To date, my ceramic sculptures are inspired by flora and fauna and an earlier site specific photography series Hado, where I captured sculptural forms created by floating fabric in the air. The ceramic works tactilely concretize these shapes and also embody my interest in the natural world.

The pictures and sculptural work I make convey my transcendent relationship to nature—to be in it and of it, not divorced from it. Science has proven that a range of specific neural structures and systems have been linked to aspects of spirituality in religious and general contexts.

For me, nature represents innocence and mystical sublimity as conveyed in the paradise myth, where there was no awareness of death, just eternal, regenerative life. Themes of transformation and the interconnectedness of life are central to all my work, especially my ceramic practice. 

When I build a ceramic sculpture, it is a meditative and transformative experience akin to drawing. I don’t work from sketches, instead, I intuitively build each piece to create an interplay of forms and shapes. 

I like to think of my sculptures and the pictures I make as evanescent; they encapsulate both movement and stillness, their meanings metamorphose with time, context, and light, and reflect the fleeting nature of life.
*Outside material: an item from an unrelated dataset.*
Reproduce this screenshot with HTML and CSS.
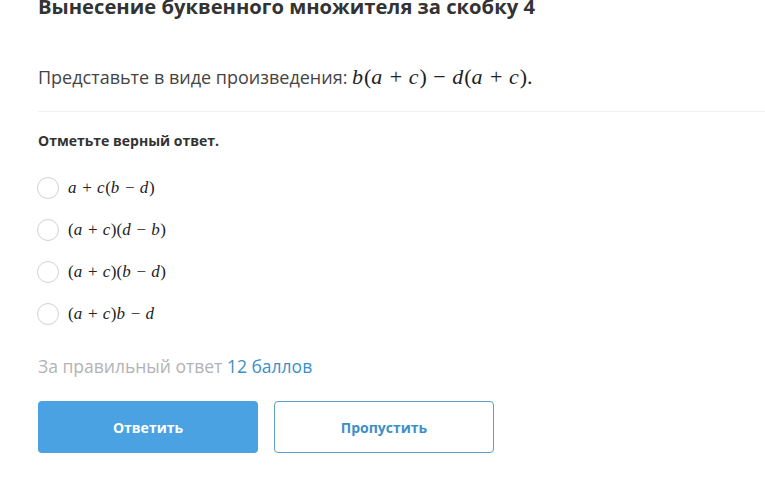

Clay is made of stardust, the remnants of ancient supernovas—and so are we.

My work is infused with personal childhood motifs—sea shells and deer antlers— and experiences from my adult life as a Southern Californian —specifically the desert environment. I find it ironic that I create ceramic work while living atop a fault line. It is a constant reminder of the fragility and impermanence inherent in the human condition and in nature itself. 

 *Steven Desch, Astrophysicist, ASU, Tempe. “We are Stardust,”  Science News Explores. February 28, 2014.